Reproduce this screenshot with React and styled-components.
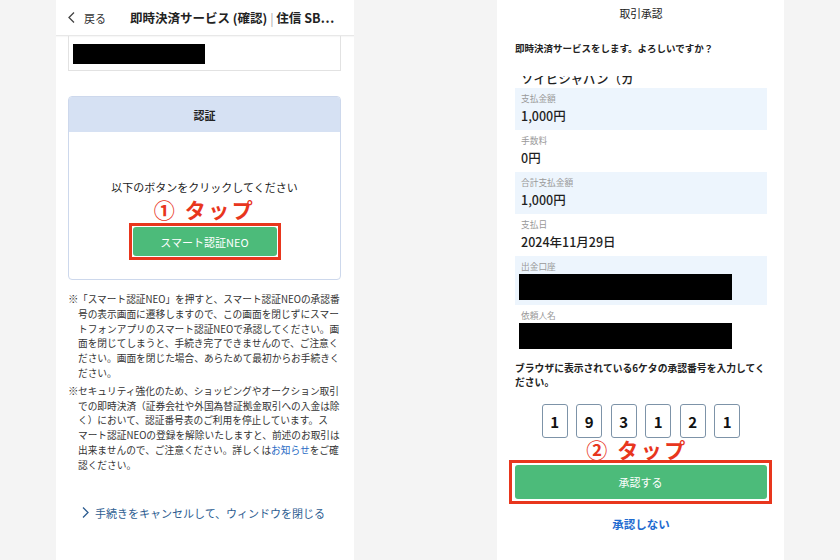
import React from 'react';
import styled, { createGlobalStyle } from 'styled-components';

const GlobalStyle = createGlobalStyle`
  body {
    margin: 0;
    background: #f4f4f4;
    font-family: "Noto Sans CJK JP", "Noto Sans", sans-serif;
    color: #222;
  }
`;

const Stage = styled.div`
  width: 840px;
  height: 560px;
  display: flex;
  justify-content: center;
  gap: 143px;
  overflow: hidden;
  background: #f4f4f4;
`;

/* ---------- left screen ---------- */

const LeftPhone = styled.div`
  width: 298px;
  height: 560px;
  background: #fff;
  display: flex;
  flex-direction: column;
  overflow: hidden;
`;

const Header = styled.div`
  height: 36px;
  box-sizing: border-box;
  display: flex;
  align-items: center;
  padding: 0 12px;
  border-bottom: 1px solid #e8e8e8;
  box-shadow: 0 1px 1px rgba(0, 0, 0, 0.03);
`;

const Back = styled.div`
  display: flex;
  align-items: center;
  gap: 9px;
  font-size: 11px;
  color: #333;
`;

const Title = styled.div`
  margin-left: 24px;
  font-size: 12.5px;
  font-weight: 700;
  white-space: nowrap;
  color: #222;

  span {
    color: #aaa;
    font-weight: 400;
  }
`;

const LeftBody = styled.div`
  padding: 0 13px 0 12px;
`;

const MaskedBox = styled.div`
  height: 35px;
  box-sizing: border-box;
  border: 1px solid #e2e2e2;
  border-top: none;
  padding: 8px 4px 0;
`;

const Redact = styled.div`
  background: #000;
  width: ${(p) => p.$w}px;
  height: ${(p) => p.$h}px;
`;

const Card = styled.div`
  margin-top: 25px;
  border: 1px solid #cdd8ec;
  border-radius: 4px;
  overflow: hidden;
`;

const CardHead = styled.div`
  height: 35px;
  display: flex;
  align-items: center;
  justify-content: center;
  background: #d6e1f3;
  font-size: 11px;
  font-weight: 700;
`;

const CardBody = styled.div`
  display: flex;
  flex-direction: column;
  align-items: center;
  padding: 48px 0 19px;
`;

const Prompt = styled.div`
  font-size: 11px;
  line-height: 14px;
  color: #222;
`;

const TapLabel = styled.div`
  margin-top: ${(p) => p.$top || 0}px;
  padding-right: ${(p) => p.$shift || 0}px;
  font-size: 21px;
  line-height: 22px;
  font-weight: 700;
  letter-spacing: 2.5px;
  color: #e8361d;
  text-align: center;
`;

const Highlight = styled.div`
  margin-top: 3px;
  border: 3px solid #e8361d;
  padding: 1px;
`;

const GreenButton = styled.button`
  display: flex;
  align-items: center;
  justify-content: center;
  width: ${(p) => (p.$wide ? '100%' : '144px')};
  height: ${(p) => (p.$wide ? 34 : 29)}px;
  border: none;
  border-radius: 3px;
  background: #4cbb7a;
  color: #fff;
  font-family: inherit;
  font-size: 11px;
  padding: 0;
`;

const Notes = styled.div`
  margin-top: 12px;
  font-size: 9.7px;
  line-height: 14.8px;
  color: #333;
  white-space: nowrap;
`;

const Note = styled.div`
  display: flex;
  margin-bottom: 3px;
`;

const Mark = styled.span`
  width: 10px;
  flex: none;
  font-size: 10.5px;
`;

const InlineLink = styled.span`
  color: #2a6cc4;
`;

const CancelLink = styled.div`
  margin: 32px 0 0 14px;
  display: flex;
  align-items: center;
  gap: 6px;
  font-size: 11px;
  line-height: 16px;
  color: #2d5d91;
`;

/* ---------- right screen ---------- */

const RightPhone = styled.div`
  width: 287px;
  height: 560px;
  box-sizing: border-box;
  background: #fff;
  padding: 0 17px 0 18px;
  display: flex;
  flex-direction: column;
  overflow: hidden;
`;

const TitleBar = styled.div`
  height: 26px;
  display: flex;
  align-items: center;
  justify-content: center;
  font-size: 10.8px;
  color: #222;
`;

const Question = styled.div`
  margin-top: 15px;
  font-size: 9.5px;
  line-height: 14px;
  font-weight: 700;
`;

const Viewport = styled.div`
  margin-top: 21px;
  overflow: hidden;
`;

const Row = styled.div`
  background: ${(p) => (p.$shade ? '#edf5fd' : '#fff')};
  padding: 5px 4px;
`;

const RowTail = styled(Row)`
  margin-top: -6px;
  padding-top: 0;
  padding-bottom: 0;
`;

const Label = styled.div`
  padding-left: 2px;
  font-size: 8.7px;
  line-height: 12px;
  color: #999;
`;

const Value = styled.div`
  margin-top: ${(p) => (p.$flush ? 0 : 2)}px;
  padding-left: 2px;
  font-size: 12.5px;
  line-height: 18px;
  font-weight: 500;
  color: #1f1f1f;
`;

const RedactSlot = styled.div`
  margin-top: 1px;
`;

const Instruction = styled.div`
  margin-top: 8px;
  font-size: 9.8px;
  line-height: 13.5px;
  font-weight: 700;
  white-space: nowrap;
`;

const DigitRow = styled.div`
  margin-top: 15px;
  display: flex;
  justify-content: center;
  gap: 8.5px;
`;

const Digit = styled.div`
  width: 26px;
  height: 34px;
  box-sizing: border-box;
  display: flex;
  align-items: center;
  justify-content: center;
  border: 1px solid #7d93a8;
  border-bottom-width: 1.5px;
  border-radius: 3px;
  font-size: 15px;
  font-weight: 700;
  color: #111;
`;

const Frame = styled.div`
  margin: 0 -5px 0 -6px;
  border: 3px solid #e8361d;
  padding: 2px 2.5px;
`;

const Decline = styled.div`
  margin-top: 12px;
  text-align: center;
  font-size: 11.5px;
  line-height: 16px;
  font-weight: 700;
  color: #1e6bd0;
`;

const Chevron = ({ dir, color }) => (
  <svg width="7" height="11" viewBox="0 0 7 11">
    <polyline
      points={dir === 'left' ? '6,0.5 1,5.5 6,10.5' : '1,0.5 6,5.5 1,10.5'}
      fill="none"
      stroke={color}
      strokeWidth="1.3"
    />
  </svg>
);

const details = [
  { label: '支払金額', value: '1,000円' },
  { label: '手数料', value: '0円' },
  { label: '合計支払金額', value: '1,000円' },
  { label: '支払日', value: '2024年11月29日' },
  { label: '出金口座', hidden: true },
  { label: '依頼人名', hidden: true },
];

const code = ['1', '9', '3', '1', '2', '1'];

export default function App() {
  return (
    <>
      <GlobalStyle />
      <Stage>
        <LeftPhone>
          <Header>
            <Back>
              <Chevron dir="left" color="#444" />
              戻る
            </Back>
            <Title>
              即時決済サービス (確認) <span>|</span> 住信 SB…
            </Title>
          </Header>
          <LeftBody>
            <MaskedBox>
              <Redact $w={132} $h={20} />
            </MaskedBox>

            <Card>
              <CardHead>認証</CardHead>
              <CardBody>
                <Prompt>以下のボタンをクリックしてください</Prompt>
                <TapLabel $top={4}>① タップ</TapLabel>
                <Highlight>
                  <GreenButton>スマート認証NEO</GreenButton>
                </Highlight>
              </CardBody>
            </Card>

            <Notes>
              <Note>
                <Mark>※</Mark>
                <div>
                  「スマート認証NEO」を押すと、スマート認証NEOの承認番<br />
                  号の表示画面に遷移しますので、この画面を閉じずにスマー<br />
                  トフォンアプリのスマート認証NEOで承認してください。画<br />
                  面を閉じてしまうと、手続き完了できませんので、ご注意く<br />
                  ださい。画面を閉じた場合、あらためて最初からお手続きく<br />
                  ださい。
                </div>
              </Note>
              <Note>
                <Mark>※</Mark>
                <div>
                  セキュリティ強化のため、ショッピングやオークション取引<br />
                  での即時決済（証券会社や外国為替証拠金取引への入金は除<br />
                  く）において、認証番号表のご利用を停止しています。ス<br />
                  マート認証NEOの登録を解除いたしますと、前述のお取引は<br />
                  出来ませんので、ご注意ください。詳しくは
                  <InlineLink>お知らせ</InlineLink>をご確<br />
                  認ください。
                </div>
              </Note>
            </Notes>

            <CancelLink>
              <Chevron dir="right" color="#2d5d91" />
              手続きをキャンセルして、ウィンドウを閉じる
            </CancelLink>
          </LeftBody>
        </LeftPhone>

        <RightPhone>
          <TitleBar>取引承認</TitleBar>
          <Question>即時決済サービスをします。よろしいですか？</Question>

          <Viewport>
            <RowTail>
              <Value $flush>ソイビジャパン（カ</Value>
            </RowTail>
            {details.map((d, i) => (
              <Row key={d.label} $shade={i % 2 === 0}>
                <Label>{d.label}</Label>
                {d.hidden ? (
                  <RedactSlot>
                    <Redact $w={213} $h={26} />
                  </RedactSlot>
                ) : (
                  <Value>{d.value}</Value>
                )}
              </Row>
            ))}
          </Viewport>

          <Instruction>
            ブラウザに表示されている6ケタの承認番号を入力してく<br />
            ださい。
          </Instruction>

          <DigitRow>
            {code.map((n, i) => (
              <Digit key={i}>{n}</Digit>
            ))}
          </DigitRow>

          <TapLabel $shift={8}>② タップ</TapLabel>
          <Frame>
            <GreenButton $wide>承認する</GreenButton>
          </Frame>
          <Decline>承認しない</Decline>
        </RightPhone>
      </Stage>
    </>
  );
}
* * *
- BRIEF
Count the lines above that contain the word "React", and reply with only that number.

- TASK SOLUTION
2